Exclude images, then output the remaining data verbatim.

▶ [Raw data]:
[START]

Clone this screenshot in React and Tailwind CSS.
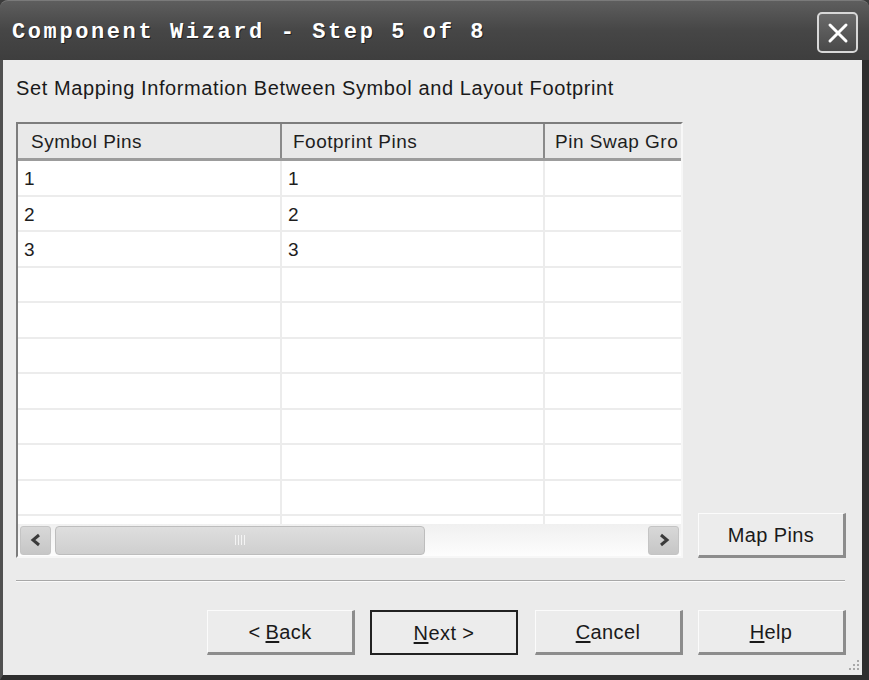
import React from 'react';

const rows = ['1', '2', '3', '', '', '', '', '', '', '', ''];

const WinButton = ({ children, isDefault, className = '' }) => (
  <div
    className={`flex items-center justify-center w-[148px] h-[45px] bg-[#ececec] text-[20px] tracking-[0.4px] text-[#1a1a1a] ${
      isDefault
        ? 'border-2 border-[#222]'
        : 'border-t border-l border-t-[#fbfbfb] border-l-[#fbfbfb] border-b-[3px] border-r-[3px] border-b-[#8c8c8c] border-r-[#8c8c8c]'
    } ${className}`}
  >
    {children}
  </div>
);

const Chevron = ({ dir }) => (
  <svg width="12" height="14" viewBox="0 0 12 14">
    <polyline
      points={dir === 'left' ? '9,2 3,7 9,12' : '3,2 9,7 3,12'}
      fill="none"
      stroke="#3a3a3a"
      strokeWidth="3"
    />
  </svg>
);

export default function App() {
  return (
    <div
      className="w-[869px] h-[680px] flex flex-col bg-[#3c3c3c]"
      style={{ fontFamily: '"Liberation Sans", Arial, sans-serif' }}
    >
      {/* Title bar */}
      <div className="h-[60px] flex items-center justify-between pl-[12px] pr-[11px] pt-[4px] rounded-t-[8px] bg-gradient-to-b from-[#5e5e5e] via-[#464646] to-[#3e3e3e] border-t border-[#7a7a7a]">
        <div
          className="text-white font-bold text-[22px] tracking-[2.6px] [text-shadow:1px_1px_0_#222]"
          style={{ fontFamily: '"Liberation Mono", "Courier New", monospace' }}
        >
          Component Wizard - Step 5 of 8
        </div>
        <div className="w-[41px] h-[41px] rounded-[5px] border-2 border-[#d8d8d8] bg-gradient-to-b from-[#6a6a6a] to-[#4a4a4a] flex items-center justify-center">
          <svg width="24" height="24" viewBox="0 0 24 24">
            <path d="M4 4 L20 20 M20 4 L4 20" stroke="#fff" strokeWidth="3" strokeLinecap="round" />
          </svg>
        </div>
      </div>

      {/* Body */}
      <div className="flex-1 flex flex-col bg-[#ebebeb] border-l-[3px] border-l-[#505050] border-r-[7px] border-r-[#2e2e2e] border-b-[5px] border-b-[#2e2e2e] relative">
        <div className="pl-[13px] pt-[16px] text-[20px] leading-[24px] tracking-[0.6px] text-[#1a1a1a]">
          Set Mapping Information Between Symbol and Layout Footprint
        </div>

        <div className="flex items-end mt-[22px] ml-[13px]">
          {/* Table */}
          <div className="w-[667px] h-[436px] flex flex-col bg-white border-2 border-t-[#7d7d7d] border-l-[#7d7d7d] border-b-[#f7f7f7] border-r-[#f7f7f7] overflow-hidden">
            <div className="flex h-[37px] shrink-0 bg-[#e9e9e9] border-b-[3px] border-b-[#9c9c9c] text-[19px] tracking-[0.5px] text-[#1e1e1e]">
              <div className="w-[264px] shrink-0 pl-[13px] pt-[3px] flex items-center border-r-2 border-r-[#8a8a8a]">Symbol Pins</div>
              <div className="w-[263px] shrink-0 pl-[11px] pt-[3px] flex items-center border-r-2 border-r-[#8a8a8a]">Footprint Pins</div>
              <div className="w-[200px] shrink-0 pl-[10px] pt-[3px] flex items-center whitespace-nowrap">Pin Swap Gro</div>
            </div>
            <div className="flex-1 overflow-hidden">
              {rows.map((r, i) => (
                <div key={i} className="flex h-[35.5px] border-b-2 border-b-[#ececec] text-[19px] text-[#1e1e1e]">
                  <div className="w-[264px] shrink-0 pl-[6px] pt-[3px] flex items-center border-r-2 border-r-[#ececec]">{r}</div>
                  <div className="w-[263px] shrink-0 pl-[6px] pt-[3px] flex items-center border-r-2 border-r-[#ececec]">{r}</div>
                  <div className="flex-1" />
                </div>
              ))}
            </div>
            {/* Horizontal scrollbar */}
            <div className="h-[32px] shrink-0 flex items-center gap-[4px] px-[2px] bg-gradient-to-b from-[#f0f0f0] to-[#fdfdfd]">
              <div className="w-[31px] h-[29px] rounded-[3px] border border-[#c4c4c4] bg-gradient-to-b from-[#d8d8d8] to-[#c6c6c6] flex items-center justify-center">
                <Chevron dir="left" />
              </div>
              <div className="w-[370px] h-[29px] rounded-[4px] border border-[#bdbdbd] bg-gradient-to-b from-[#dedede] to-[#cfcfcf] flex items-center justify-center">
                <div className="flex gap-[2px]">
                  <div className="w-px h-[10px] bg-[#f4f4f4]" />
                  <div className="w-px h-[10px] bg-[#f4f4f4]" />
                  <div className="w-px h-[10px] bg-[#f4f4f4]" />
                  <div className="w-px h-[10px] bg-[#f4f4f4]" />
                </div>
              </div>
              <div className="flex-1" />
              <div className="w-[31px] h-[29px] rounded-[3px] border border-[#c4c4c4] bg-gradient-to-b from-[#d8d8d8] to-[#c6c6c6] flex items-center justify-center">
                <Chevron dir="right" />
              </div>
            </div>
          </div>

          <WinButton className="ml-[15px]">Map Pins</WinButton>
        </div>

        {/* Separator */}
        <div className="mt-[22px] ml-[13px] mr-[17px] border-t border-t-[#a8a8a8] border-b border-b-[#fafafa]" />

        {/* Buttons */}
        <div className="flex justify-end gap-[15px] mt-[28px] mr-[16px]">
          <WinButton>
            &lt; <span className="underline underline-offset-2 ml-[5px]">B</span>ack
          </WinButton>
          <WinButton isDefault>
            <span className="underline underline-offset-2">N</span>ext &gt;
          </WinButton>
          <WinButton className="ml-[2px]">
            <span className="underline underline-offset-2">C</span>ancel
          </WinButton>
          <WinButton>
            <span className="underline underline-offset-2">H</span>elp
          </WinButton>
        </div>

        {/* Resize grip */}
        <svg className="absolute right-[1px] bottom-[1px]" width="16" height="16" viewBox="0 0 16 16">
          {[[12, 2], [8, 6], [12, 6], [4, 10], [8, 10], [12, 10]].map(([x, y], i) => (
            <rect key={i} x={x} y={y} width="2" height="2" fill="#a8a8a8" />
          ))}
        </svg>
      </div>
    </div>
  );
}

[END]

▶ [Exercise output]:
Clone this screenshot in React and Tailwind CSS.
import React from 'react';

const rows = ['1', '2', '3', '', '', '', '', '', '', '', ''];

const WinButton = ({ children, isDefault, className = '' }) => (
  <div
    className={`flex items-center justify-center w-[148px] h-[45px] bg-[#ececec] text-[20px] tracking-[0.4px] text-[#1a1a1a] ${
      isDefault
        ? 'border-2 border-[#222]'
        : 'border-t border-l border-t-[#fbfbfb] border-l-[#fbfbfb] border-b-[3px] border-r-[3px] border-b-[#8c8c8c] border-r-[#8c8c8c]'
    } ${className}`}
  >
    {children}
  </div>
);

const Chevron = ({ dir }) => (
  <svg width="12" height="14" viewBox="0 0 12 14">
    <polyline
      points={dir === 'left' ? '9,2 3,7 9,12' : '3,2 9,7 3,12'}
      fill="none"
      stroke="#3a3a3a"
      strokeWidth="3"
    />
  </svg>
);

export default function App() {
  return (
    <div
      className="w-[869px] h-[680px] flex flex-col bg-[#3c3c3c]"
      style={{ fontFamily: '"Liberation Sans", Arial, sans-serif' }}
    >
      {/* Title bar */}
      <div className="h-[60px] flex items-center justify-between pl-[12px] pr-[11px] pt-[4px] rounded-t-[8px] bg-gradient-to-b from-[#5e5e5e] via-[#464646] to-[#3e3e3e] border-t border-[#7a7a7a]">
        <div
          className="text-white font-bold text-[22px] tracking-[2.6px] [text-shadow:1px_1px_0_#222]"
          style={{ fontFamily: '"Liberation Mono", "Courier New", monospace' }}
        >
          Component Wizard - Step 5 of 8
        </div>
        <div className="w-[41px] h-[41px] rounded-[5px] border-2 border-[#d8d8d8] bg-gradient-to-b from-[#6a6a6a] to-[#4a4a4a] flex items-center justify-center">
          <svg width="24" height="24" viewBox="0 0 24 24">
            <path d="M4 4 L20 20 M20 4 L4 20" stroke="#fff" strokeWidth="3" strokeLinecap="round" />
          </svg>
        </div>
      </div>

      {/* Body */}
      <div className="flex-1 flex flex-col bg-[#ebebeb] border-l-[3px] border-l-[#505050] border-r-[7px] border-r-[#2e2e2e] border-b-[5px] border-b-[#2e2e2e] relative">
        <div className="pl-[13px] pt-[16px] text-[20px] leading-[24px] tracking-[0.6px] text-[#1a1a1a]">
          Set Mapping Information Between Symbol and Layout Footprint
        </div>

        <div className="flex items-end mt-[22px] ml-[13px]">
          {/* Table */}
          <div className="w-[667px] h-[436px] flex flex-col bg-white border-2 border-t-[#7d7d7d] border-l-[#7d7d7d] border-b-[#f7f7f7] border-r-[#f7f7f7] overflow-hidden">
            <div className="flex h-[37px] shrink-0 bg-[#e9e9e9] border-b-[3px] border-b-[#9c9c9c] text-[19px] tracking-[0.5px] text-[#1e1e1e]">
              <div className="w-[264px] shrink-0 pl-[13px] pt-[3px] flex items-center border-r-2 border-r-[#8a8a8a]">Symbol Pins</div>
              <div className="w-[263px] shrink-0 pl-[11px] pt-[3px] flex items-center border-r-2 border-r-[#8a8a8a]">Footprint Pins</div>
              <div className="w-[200px] shrink-0 pl-[10px] pt-[3px] flex items-center whitespace-nowrap">Pin Swap Gro</div>
            </div>
            <div className="flex-1 overflow-hidden">
              {rows.map((r, i) => (
                <div key={i} className="flex h-[35.5px] border-b-2 border-b-[#ececec] text-[19px] text-[#1e1e1e]">
                  <div className="w-[264px] shrink-0 pl-[6px] pt-[3px] flex items-center border-r-2 border-r-[#ececec]">{r}</div>
                  <div className="w-[263px] shrink-0 pl-[6px] pt-[3px] flex items-center border-r-2 border-r-[#ececec]">{r}</div>
                  <div className="flex-1" />
                </div>
              ))}
            </div>
            {/* Horizontal scrollbar */}
            <div className="h-[32px] shrink-0 flex items-center gap-[4px] px-[2px] bg-gradient-to-b from-[#f0f0f0] to-[#fdfdfd]">
              <div className="w-[31px] h-[29px] rounded-[3px] border border-[#c4c4c4] bg-gradient-to-b from-[#d8d8d8] to-[#c6c6c6] flex items-center justify-center">
                <Chevron dir="left" />
              </div>
              <div className="w-[370px] h-[29px] rounded-[4px] border border-[#bdbdbd] bg-gradient-to-b from-[#dedede] to-[#cfcfcf] flex items-center justify-center">
                <div className="flex gap-[2px]">
                  <div className="w-px h-[10px] bg-[#f4f4f4]" />
                  <div className="w-px h-[10px] bg-[#f4f4f4]" />
                  <div className="w-px h-[10px] bg-[#f4f4f4]" />
                  <div className="w-px h-[10px] bg-[#f4f4f4]" />
                </div>
              </div>
              <div className="flex-1" />
              <div className="w-[31px] h-[29px] rounded-[3px] border border-[#c4c4c4] bg-gradient-to-b from-[#d8d8d8] to-[#c6c6c6] flex items-center justify-center">
                <Chevron dir="right" />
              </div>
            </div>
          </div>

          <WinButton className="ml-[15px]">Map Pins</WinButton>
        </div>

        {/* Separator */}
        <div className="mt-[22px] ml-[13px] mr-[17px] border-t border-t-[#a8a8a8] border-b border-b-[#fafafa]" />

        {/* Buttons */}
        <div className="flex justify-end gap-[15px] mt-[28px] mr-[16px]">
          <WinButton>
            &lt; <span className="underline underline-offset-2 ml-[5px]">B</span>ack
          </WinButton>
          <WinButton isDefault>
            <span className="underline underline-offset-2">N</span>ext &gt;
          </WinButton>
          <WinButton className="ml-[2px]">
            <span className="underline underline-offset-2">C</span>ancel
          </WinButton>
          <WinButton>
            <span className="underline underline-offset-2">H</span>elp
          </WinButton>
        </div>

        {/* Resize grip */}
        <svg className="absolute right-[1px] bottom-[1px]" width="16" height="16" viewBox="0 0 16 16">
          {[[12, 2], [8, 6], [12, 6], [4, 10], [8, 10], [12, 10]].map(([x, y], i) => (
            <rect key={i} x={x} y={y} width="2" height="2" fill="#a8a8a8" />
          ))}
        </svg>
      </div>
    </div>
  );
}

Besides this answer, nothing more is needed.